WONDER MIKE: Rap has become more violent and women were suddenly became bitches and I wasn’t comfortable with that because my mother, sister, and aunt, and friends were considered bitches to me and that just wasn’t my style. More power to those who made their paper, but it just wasn’t my style. I got married and had some kids and all of the sudden, sampling started to come back and they were all sampling Sugarhill. And the promoters were saying that they could get the guys who really did it and we started getting shows and we have looked back since.

WHO?MAG: How did the Showdown Album come about when you battled Grandmaster Flash and the Furious Five?
WONDER MIKE: I remember having totally different lyrics for that song and they got vetoed and we had to stay within that framework of the All-American rap group. I think the Furious got us on that record. I’ll tell anyone that. I don’t even like our raps on that song. They got their thing off. They were trading off on their lyrics back and forth because that was their style.
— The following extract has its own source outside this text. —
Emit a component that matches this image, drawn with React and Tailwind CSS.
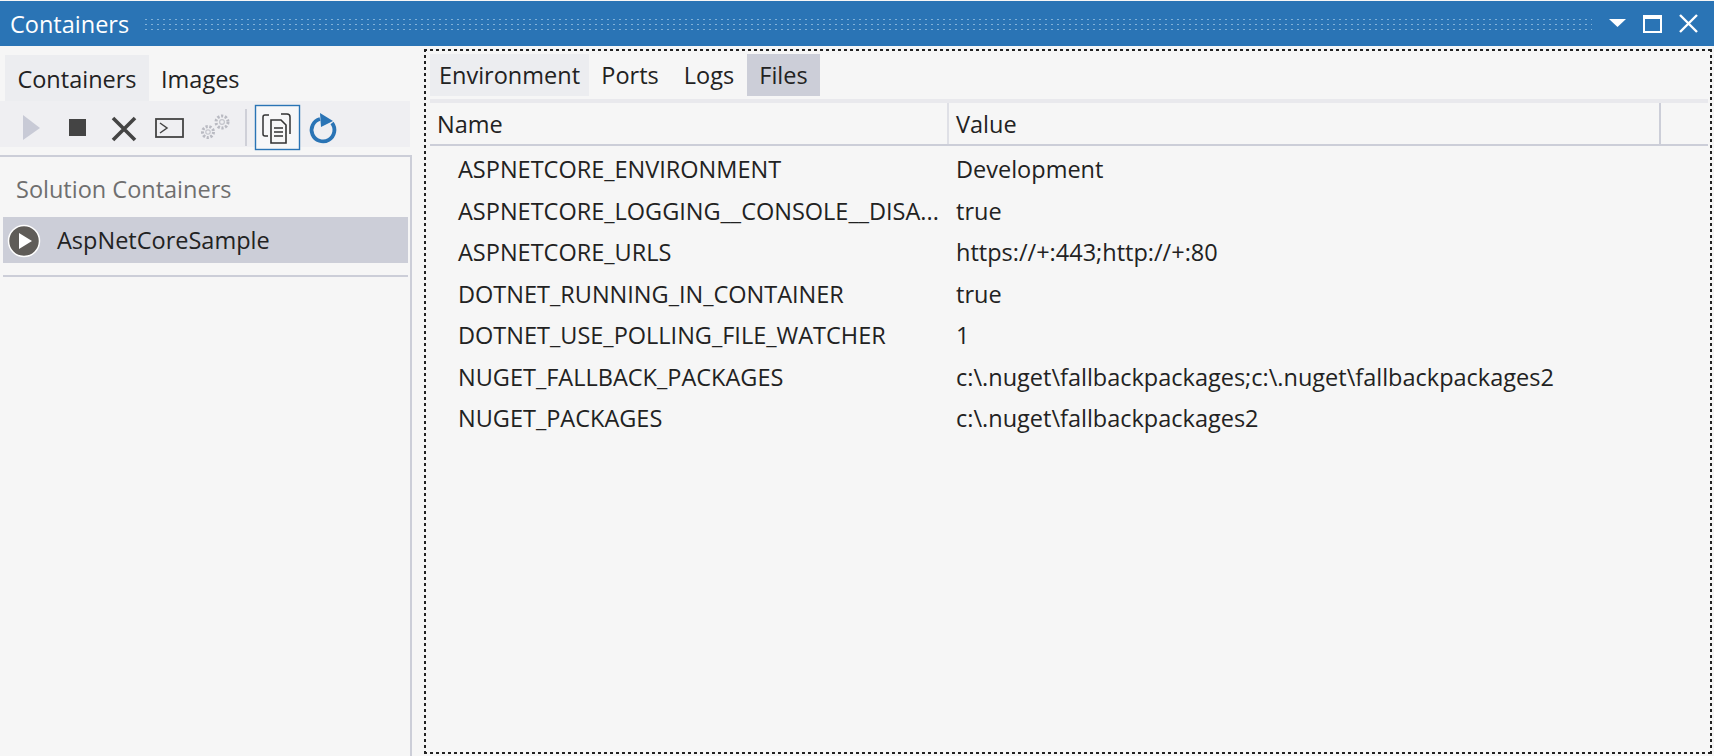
import React from 'react';

const envRows = [
  ['ASPNETCORE_ENVIRONMENT', 'Development'],
  ['ASPNETCORE_LOGGING__CONSOLE__DISA...', 'true'],
  ['ASPNETCORE_URLS', 'https://+:443;http://+:80'],
  ['DOTNET_RUNNING_IN_CONTAINER', 'true'],
  ['DOTNET_USE_POLLING_FILE_WATCHER', '1'],
  ['NUGET_FALLBACK_PACKAGES', 'c:\\.nuget\\fallbackpackages;c:\\.nuget\\fallbackpackages2'],
  ['NUGET_PACKAGES', 'c:\\.nuget\\fallbackpackages2'],
];

function Gear({ cx, cy, r }) {
  return (
    <g transform={`translate(${cx} ${cy})`}>
      <circle r={r} fill="none" stroke="#b9bac2" strokeWidth="3" strokeDasharray="2.2 1.6" />
      <circle r={r * 0.4} fill="none" stroke="#c4c5cc" strokeWidth="1.2" />
    </g>
  );
}

function Toolbar() {
  return (
    <div className="flex h-[46px] w-[410px] items-center bg-[#efeff2] pl-[2px]">
      <svg width="342" height="46" viewBox="0 0 342 46" className="shrink-0 overflow-visible">
        {/* play */}
        <path d="M21 14 L38 27 L21 39 Z" fill="#c8cad6" />
        {/* stop */}
        <rect x="67" y="18" width="17" height="17" fill="#444444" />
        {/* delete */}
        <path d="M111 17 L133 39 M133 17 L111 39" stroke="#444444" strokeWidth="3.6" fill="none" />
        {/* terminal */}
        <rect x="154" y="18" width="27" height="18" fill="none" stroke="#444444" strokeWidth="1.8" />
        <path d="M158 22 L165 27 L158 32" stroke="#444444" strokeWidth="1.5" fill="none" />
        {/* gears */}
        <Gear cx={206} cy={31} r={5.5} />
        <Gear cx={220} cy={21} r={6} />
        {/* separator */}
        <rect x="243" y="8" width="2" height="37" fill="#cfd0d8" />
        {/* copy files, selected */}
        <rect x="253.5" y="4.5" width="44" height="44" fill="#f7f7f8" stroke="#2a74b5" strokeWidth="1.4" />
        <path d="M267 14 H263 Q261 14 261 16 V33 Q261 35 263 35 H266" fill="none" stroke="#333333" strokeWidth="1.5" />
        <path d="M279 13 H285 Q288 13 288 16 V33" fill="none" stroke="#333333" strokeWidth="1.5" />
        <path d="M269 19 H279 L284 24 V42 H269 Z" fill="#f7f7f8" stroke="#333333" strokeWidth="1.6" />
        <path d="M272 27 H281 M272 31 H281 M272 35 H281" stroke="#333333" strokeWidth="1.4" />
        {/* refresh */}
        <path d="M330 22 A11.4 11.4 0 1 1 318 18" fill="none" stroke="#2a74b5" strokeWidth="3.8" />
        <path d="M318 12 L331 20 L319 26 Z" fill="#2a74b5" />
      </svg>
    </div>
  );
}

function LeftPane() {
  return (
    <div className="flex h-full w-[424px] shrink-0 flex-col">
      <div className="mt-[9px] flex h-[46px] pl-[5px] text-[23.5px] text-[#222]">
        <div className="flex w-[144px] items-center justify-center bg-[#ecedf0] pt-[4px]">Containers</div>
        <div className="flex items-center pl-[12px] pt-[4px]">Images</div>
      </div>
      <Toolbar />
      <div className="mt-[8px] flex-1 w-[412px] border-t-2 border-r-2 border-[#ccced8] pl-[3px] pr-[2px]">
        <div className="flex h-[60px] items-center pl-[13px] pt-[6px] text-[23.5px] text-[#6f6f6f]">Solution Containers</div>
        <div className="flex h-[46px] items-center bg-[#ccced8] pl-[4px] pt-[2px] text-[23.5px] text-[#222]">
          <svg width="34" height="34" viewBox="0 0 34 34" className="shrink-0">
            <circle cx="17" cy="17" r="15.5" fill="#5f5c58" stroke="#ffffff" strokeWidth="1.5" />
            <path d="M12 9 L25 17 L12 25 Z" fill="#ffffff" />
          </svg>
          <span className="ml-[16px]">AspNetCoreSample</span>
        </div>
        <div className="mt-[12px] h-[2px] bg-[#ccced8]" />
      </div>
    </div>
  );
}

function RightPane() {
  return (
    <div className="mt-[3px] mb-[2px] mr-[2px] flex-1 pl-[6px] pr-[4px] pt-[5px] [background:repeating-linear-gradient(90deg,#222_0_3px,transparent_3px_6px)_top/100%_2px_no-repeat,repeating-linear-gradient(90deg,#222_0_3px,transparent_3px_6px)_bottom/100%_2px_no-repeat,repeating-linear-gradient(0deg,#222_0_3px,transparent_3px_6px)_left/2px_100%_no-repeat,repeating-linear-gradient(0deg,#222_0_3px,transparent_3px_6px)_right/2px_100%_no-repeat]">
      <div className="flex h-[42px] text-[23.5px] text-[#222]">
        <div className="flex w-[159px] items-center justify-center bg-[#ecedf0] pt-[1px]">Environment</div>
        <div className="flex w-[82px] items-center justify-center pt-[1px]">Ports</div>
        <div className="flex w-[76px] items-center justify-center pt-[1px]">Logs</div>
        <div className="flex w-[73px] items-center justify-center bg-[#ccced8] pt-[1px]">Files</div>
      </div>
      <div className="mt-[3px] h-[4px] bg-[#e9e9ed]" />
      <div className="flex h-[43px] border-b-2 border-[#ccced8] text-[23.5px] text-[#222]">
        <div className="flex w-[519px] items-center border-r-2 border-[#dfe0e6] pl-[7px] pt-[2px]">Name</div>
        <div className="flex w-[712px] items-center border-r-2 border-[#ccced8] pl-[7px] pt-[2px]">Value</div>
      </div>
      <div className="pt-[3px] text-[23.5px] text-[#222]">
        {envRows.map(([name, value]) => (
          <div key={name} className="flex h-[41.5px] items-center whitespace-nowrap">
            <div className="w-[517px] shrink-0 pl-[28px]">{name}</div>
            <div className="pl-[9px]">{value}</div>
          </div>
        ))}
      </div>
    </div>
  );
}

export default function App() {
  return (
    <div className="flex h-[756px] w-[1714px] flex-col overflow-hidden bg-[#f6f6f6] font-['Open_Sans','Noto_Sans',sans-serif]">
      <div className="mt-[1px] flex h-[45px] shrink-0 items-center bg-[#2a74b5] pl-[10px] text-white">
        <span className="w-[117px] pt-[2px] text-[23.5px] whitespace-nowrap">Containers</span>
        <div className="ml-[16px] h-[14px] w-[1449px] bg-[radial-gradient(#7fb0d8_1px,transparent_1.2px)] bg-[length:6px_5px]" />
        <svg width="100" height="30" viewBox="0 0 100 30" className="ml-[13px] shrink-0">
          <path d="M4 10 H21 L12.5 18 Z" fill="#ffffff" />
          <rect x="39" y="7" width="17" height="16" fill="none" stroke="#ffffff" strokeWidth="2" />
          <rect x="38" y="6" width="19" height="4" fill="#ffffff" />
          <path d="M75 6 L92 23 M92 6 L75 23" stroke="#ffffff" strokeWidth="2.4" fill="none" />
        </svg>
      </div>
      <div className="flex min-h-0 flex-1">
        <LeftPane />
        <RightPane />
      </div>
    </div>
  );
}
WHO?MAG: What’s next fro Sugarhill Gang?
WONDER MIKE: As for Sugarhill gang, I don’t know, but for us? Keep making new music. Diamond, Hen-Dog and myself are working on a new CD that will be out soon. We are going to take our time and do it right. People will recognize our voices maybe. We are going to bring my brother on the album who was the guitar player on the Thriller tour and he rips guitars up! Hen-Dog is nice on the keyboards, so we are going be very creative since we are not being over seen by a staff that has tunnel vision and believed in “if it ain’t broke, then don’t fix it” where as if that motto is true, then there will still be model T’s out there, not Jaguars and Chryslers 300’s.